**Prompt**
For each line in the data below that holds "component", return a copy.

**Listed entries**

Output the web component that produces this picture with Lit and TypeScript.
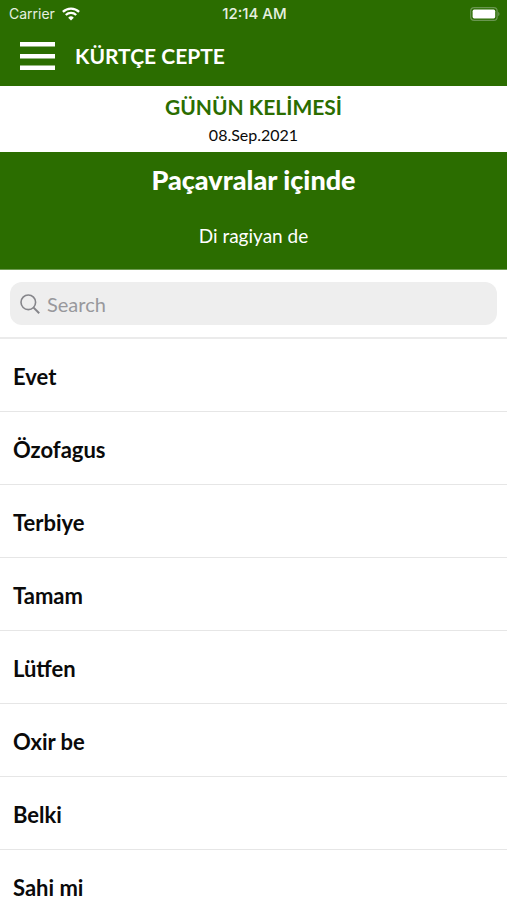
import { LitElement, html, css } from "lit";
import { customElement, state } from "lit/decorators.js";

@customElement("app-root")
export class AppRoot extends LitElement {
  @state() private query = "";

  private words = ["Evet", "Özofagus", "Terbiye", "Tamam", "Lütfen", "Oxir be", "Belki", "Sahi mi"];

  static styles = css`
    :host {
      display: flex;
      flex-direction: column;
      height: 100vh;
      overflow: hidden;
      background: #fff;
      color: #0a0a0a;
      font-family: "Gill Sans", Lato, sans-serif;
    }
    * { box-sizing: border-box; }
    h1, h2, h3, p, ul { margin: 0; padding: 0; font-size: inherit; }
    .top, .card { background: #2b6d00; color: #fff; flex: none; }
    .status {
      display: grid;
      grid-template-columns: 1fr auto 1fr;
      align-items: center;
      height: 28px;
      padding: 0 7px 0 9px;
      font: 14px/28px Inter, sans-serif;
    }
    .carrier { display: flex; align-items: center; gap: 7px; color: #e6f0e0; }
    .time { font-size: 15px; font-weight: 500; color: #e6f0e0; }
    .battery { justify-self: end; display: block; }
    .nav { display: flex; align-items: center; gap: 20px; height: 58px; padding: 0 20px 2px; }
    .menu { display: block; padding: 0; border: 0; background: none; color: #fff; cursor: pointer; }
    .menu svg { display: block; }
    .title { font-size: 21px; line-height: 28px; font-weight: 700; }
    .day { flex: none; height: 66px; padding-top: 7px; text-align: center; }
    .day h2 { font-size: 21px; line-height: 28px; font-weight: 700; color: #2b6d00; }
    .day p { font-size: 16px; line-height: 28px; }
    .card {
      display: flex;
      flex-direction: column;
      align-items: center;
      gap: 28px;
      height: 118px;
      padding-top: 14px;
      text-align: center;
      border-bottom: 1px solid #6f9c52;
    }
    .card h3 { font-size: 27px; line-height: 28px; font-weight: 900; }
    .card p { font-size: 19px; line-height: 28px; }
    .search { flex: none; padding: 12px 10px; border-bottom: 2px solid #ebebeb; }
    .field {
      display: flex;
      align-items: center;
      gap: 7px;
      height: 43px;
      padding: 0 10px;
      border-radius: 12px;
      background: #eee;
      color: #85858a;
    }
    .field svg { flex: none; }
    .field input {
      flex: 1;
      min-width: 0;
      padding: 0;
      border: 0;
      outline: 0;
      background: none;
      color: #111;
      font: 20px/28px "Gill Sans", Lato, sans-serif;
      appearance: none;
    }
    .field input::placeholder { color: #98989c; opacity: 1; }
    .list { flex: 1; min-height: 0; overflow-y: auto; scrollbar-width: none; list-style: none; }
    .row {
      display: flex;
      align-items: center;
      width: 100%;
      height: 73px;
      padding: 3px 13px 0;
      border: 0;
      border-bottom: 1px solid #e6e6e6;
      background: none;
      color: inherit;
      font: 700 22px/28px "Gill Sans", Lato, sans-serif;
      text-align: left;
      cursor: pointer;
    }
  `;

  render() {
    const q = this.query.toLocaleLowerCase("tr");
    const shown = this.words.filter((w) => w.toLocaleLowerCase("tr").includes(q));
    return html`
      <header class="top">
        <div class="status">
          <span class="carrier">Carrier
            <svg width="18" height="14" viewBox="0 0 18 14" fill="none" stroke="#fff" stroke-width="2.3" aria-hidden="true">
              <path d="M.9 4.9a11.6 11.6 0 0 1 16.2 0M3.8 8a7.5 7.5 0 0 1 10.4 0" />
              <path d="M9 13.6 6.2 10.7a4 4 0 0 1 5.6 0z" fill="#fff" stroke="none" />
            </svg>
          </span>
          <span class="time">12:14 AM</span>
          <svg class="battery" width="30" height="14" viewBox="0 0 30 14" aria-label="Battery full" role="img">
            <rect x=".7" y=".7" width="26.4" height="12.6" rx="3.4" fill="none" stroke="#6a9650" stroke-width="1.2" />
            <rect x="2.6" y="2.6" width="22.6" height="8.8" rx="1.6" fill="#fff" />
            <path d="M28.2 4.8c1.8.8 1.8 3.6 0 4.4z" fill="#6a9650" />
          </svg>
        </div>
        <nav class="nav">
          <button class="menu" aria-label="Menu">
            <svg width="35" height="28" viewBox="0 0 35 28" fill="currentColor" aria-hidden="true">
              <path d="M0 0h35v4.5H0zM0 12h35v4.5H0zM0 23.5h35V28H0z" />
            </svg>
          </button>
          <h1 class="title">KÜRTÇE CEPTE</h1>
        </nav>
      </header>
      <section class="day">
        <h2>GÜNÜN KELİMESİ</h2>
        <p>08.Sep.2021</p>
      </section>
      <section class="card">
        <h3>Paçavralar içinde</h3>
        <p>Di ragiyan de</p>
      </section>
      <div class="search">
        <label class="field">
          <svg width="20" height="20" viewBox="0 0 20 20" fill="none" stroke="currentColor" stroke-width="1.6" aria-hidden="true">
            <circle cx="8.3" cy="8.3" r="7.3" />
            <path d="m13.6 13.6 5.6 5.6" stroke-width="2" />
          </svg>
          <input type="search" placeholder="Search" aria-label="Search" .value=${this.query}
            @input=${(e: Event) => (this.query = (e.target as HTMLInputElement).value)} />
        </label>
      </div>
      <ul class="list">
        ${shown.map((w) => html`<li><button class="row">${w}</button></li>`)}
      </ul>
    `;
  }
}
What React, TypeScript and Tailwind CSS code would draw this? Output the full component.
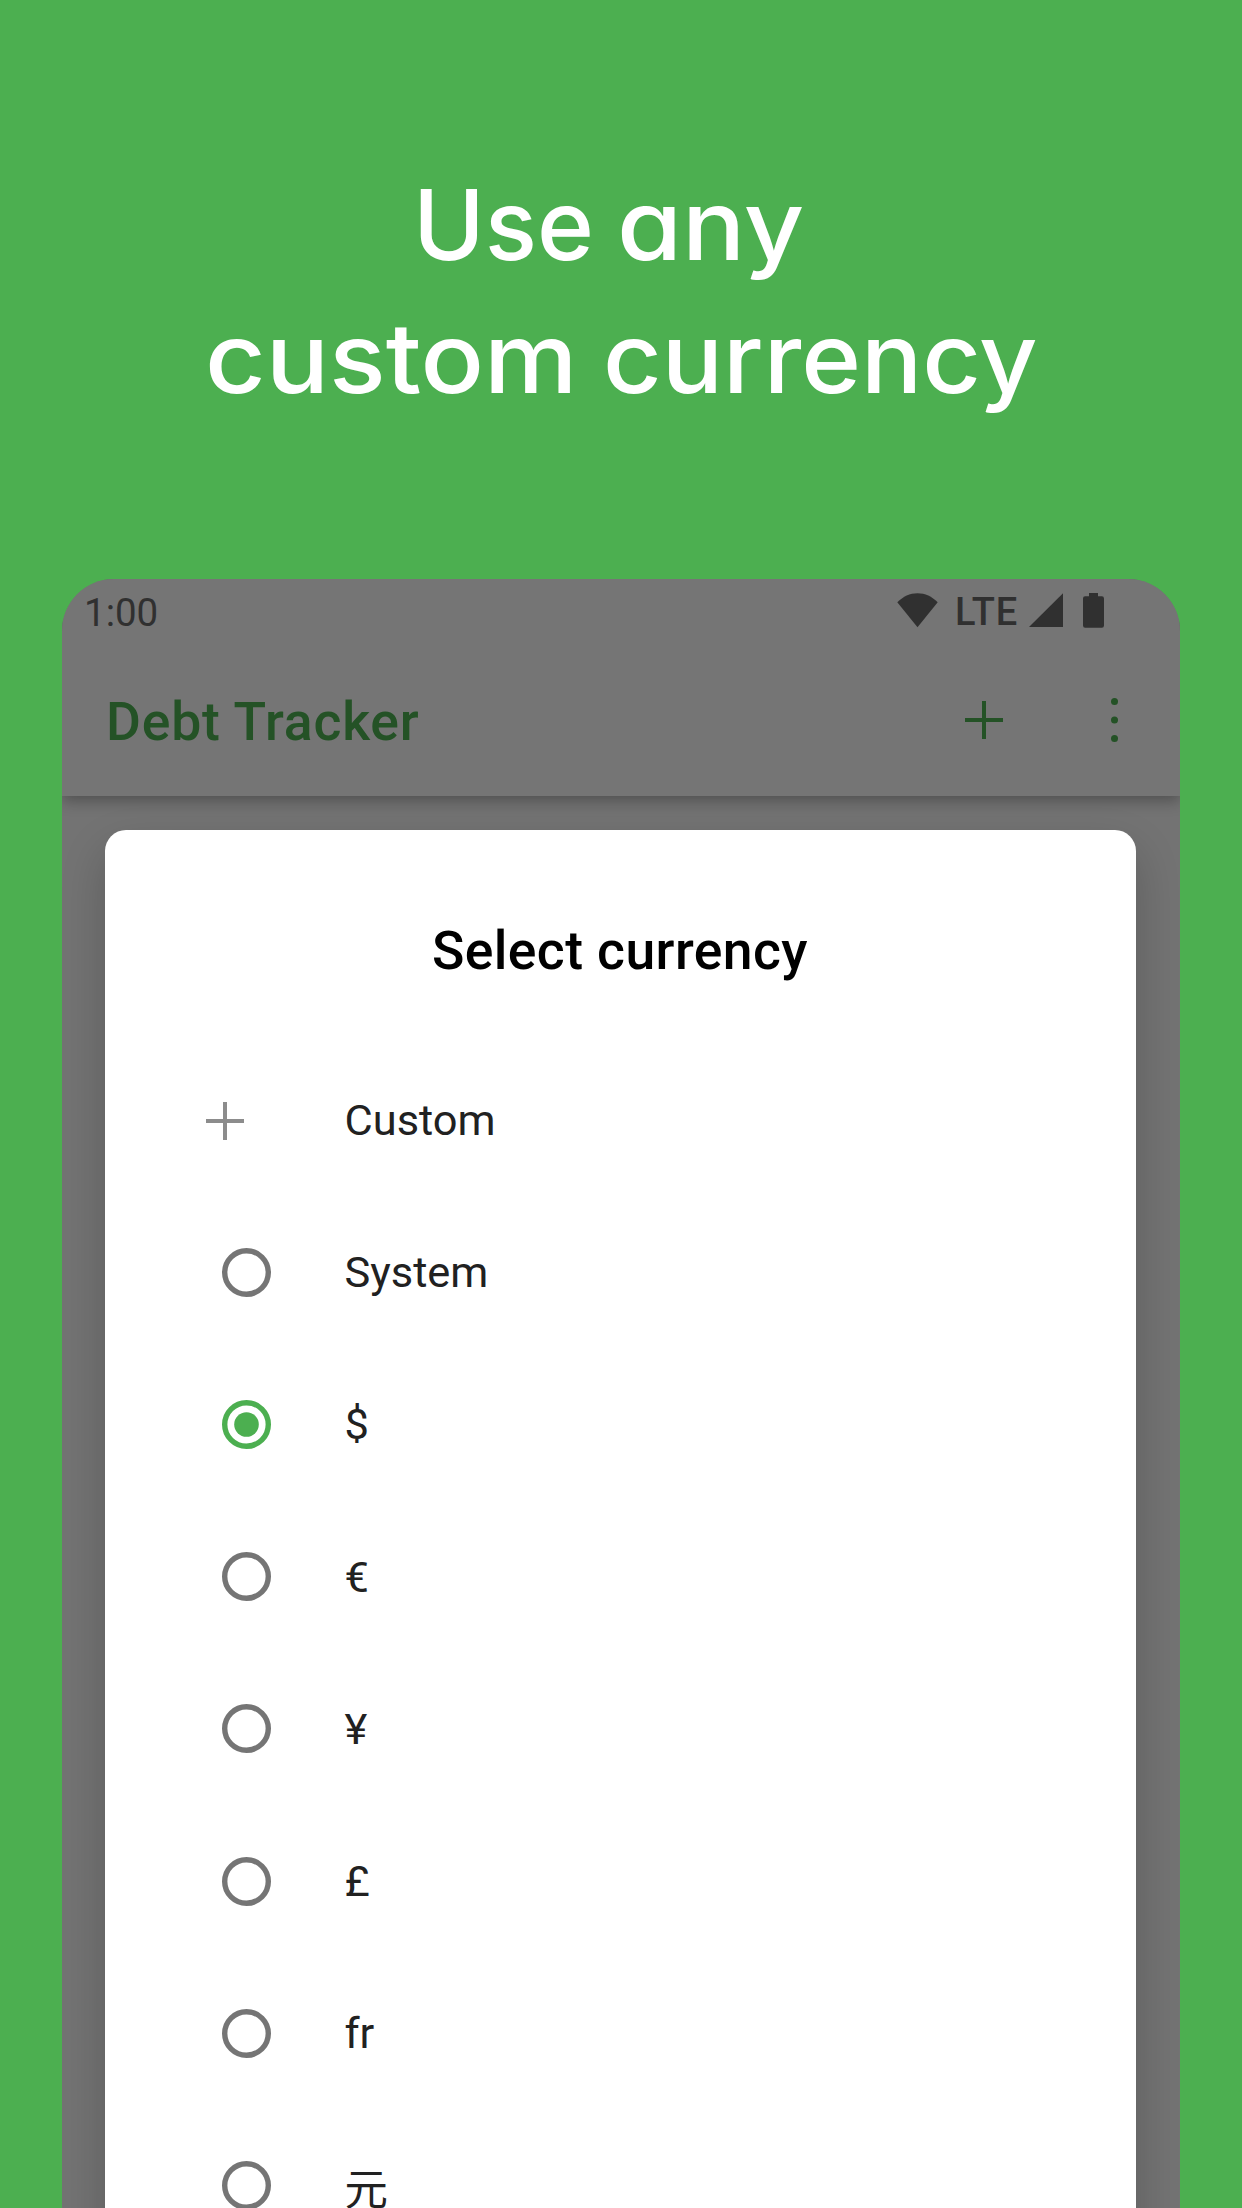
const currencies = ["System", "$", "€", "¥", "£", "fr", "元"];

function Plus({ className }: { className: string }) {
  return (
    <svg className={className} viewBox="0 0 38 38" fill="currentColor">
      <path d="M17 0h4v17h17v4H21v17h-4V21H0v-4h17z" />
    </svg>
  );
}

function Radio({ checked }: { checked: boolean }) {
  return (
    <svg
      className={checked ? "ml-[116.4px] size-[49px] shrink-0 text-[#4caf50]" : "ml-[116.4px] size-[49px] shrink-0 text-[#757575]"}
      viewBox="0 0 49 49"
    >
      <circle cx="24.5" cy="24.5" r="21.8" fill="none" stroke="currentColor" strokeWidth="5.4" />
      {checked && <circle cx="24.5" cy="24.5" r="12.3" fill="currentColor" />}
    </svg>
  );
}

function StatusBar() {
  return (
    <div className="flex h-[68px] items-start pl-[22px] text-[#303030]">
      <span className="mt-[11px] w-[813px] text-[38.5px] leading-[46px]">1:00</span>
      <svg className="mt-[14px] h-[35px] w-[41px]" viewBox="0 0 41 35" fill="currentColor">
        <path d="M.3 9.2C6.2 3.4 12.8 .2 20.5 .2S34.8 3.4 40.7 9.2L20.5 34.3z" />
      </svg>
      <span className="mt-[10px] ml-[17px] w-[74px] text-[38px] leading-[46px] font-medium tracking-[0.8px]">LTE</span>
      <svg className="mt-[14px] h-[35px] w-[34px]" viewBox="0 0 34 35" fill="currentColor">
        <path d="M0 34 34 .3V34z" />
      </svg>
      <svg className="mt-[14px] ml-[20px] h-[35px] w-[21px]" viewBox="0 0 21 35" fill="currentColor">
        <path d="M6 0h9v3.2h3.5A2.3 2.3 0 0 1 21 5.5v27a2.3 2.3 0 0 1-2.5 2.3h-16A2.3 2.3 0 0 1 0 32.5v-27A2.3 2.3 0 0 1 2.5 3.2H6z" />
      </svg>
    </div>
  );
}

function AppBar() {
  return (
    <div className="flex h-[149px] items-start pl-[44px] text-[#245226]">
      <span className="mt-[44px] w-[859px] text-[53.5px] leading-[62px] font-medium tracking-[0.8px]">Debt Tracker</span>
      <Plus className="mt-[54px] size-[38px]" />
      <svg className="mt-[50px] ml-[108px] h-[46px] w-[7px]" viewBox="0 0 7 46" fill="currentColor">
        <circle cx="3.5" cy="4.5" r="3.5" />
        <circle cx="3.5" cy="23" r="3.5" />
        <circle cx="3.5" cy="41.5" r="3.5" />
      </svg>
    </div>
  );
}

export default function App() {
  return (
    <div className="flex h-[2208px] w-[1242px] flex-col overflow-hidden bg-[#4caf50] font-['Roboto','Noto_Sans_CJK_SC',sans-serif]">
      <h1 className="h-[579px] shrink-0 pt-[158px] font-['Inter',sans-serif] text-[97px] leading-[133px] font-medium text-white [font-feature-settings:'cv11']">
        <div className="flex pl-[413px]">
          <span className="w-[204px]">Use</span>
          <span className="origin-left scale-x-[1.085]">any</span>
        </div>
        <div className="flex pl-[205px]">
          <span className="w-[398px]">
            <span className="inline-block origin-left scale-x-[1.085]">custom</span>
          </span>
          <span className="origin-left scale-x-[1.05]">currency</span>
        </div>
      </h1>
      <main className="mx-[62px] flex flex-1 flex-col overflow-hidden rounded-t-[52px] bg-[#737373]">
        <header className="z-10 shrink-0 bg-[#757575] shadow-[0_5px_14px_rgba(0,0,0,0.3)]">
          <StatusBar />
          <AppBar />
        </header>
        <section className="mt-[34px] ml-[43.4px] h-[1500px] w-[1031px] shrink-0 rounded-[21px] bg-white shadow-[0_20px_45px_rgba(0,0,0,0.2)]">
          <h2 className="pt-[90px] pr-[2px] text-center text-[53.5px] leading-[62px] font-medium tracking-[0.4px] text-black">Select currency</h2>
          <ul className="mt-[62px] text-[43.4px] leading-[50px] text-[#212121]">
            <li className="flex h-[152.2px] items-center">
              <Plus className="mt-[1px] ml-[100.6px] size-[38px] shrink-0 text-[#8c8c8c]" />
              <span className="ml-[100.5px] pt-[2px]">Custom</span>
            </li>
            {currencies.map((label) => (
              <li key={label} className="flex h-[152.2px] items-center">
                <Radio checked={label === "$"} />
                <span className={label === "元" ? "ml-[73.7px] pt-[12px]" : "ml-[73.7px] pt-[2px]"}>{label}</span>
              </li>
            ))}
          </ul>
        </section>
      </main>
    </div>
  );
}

**Solution for this problem**
Output the web component that produces this picture with Lit and TypeScript.
What React, TypeScript and Tailwind CSS code would draw this? Output the full component.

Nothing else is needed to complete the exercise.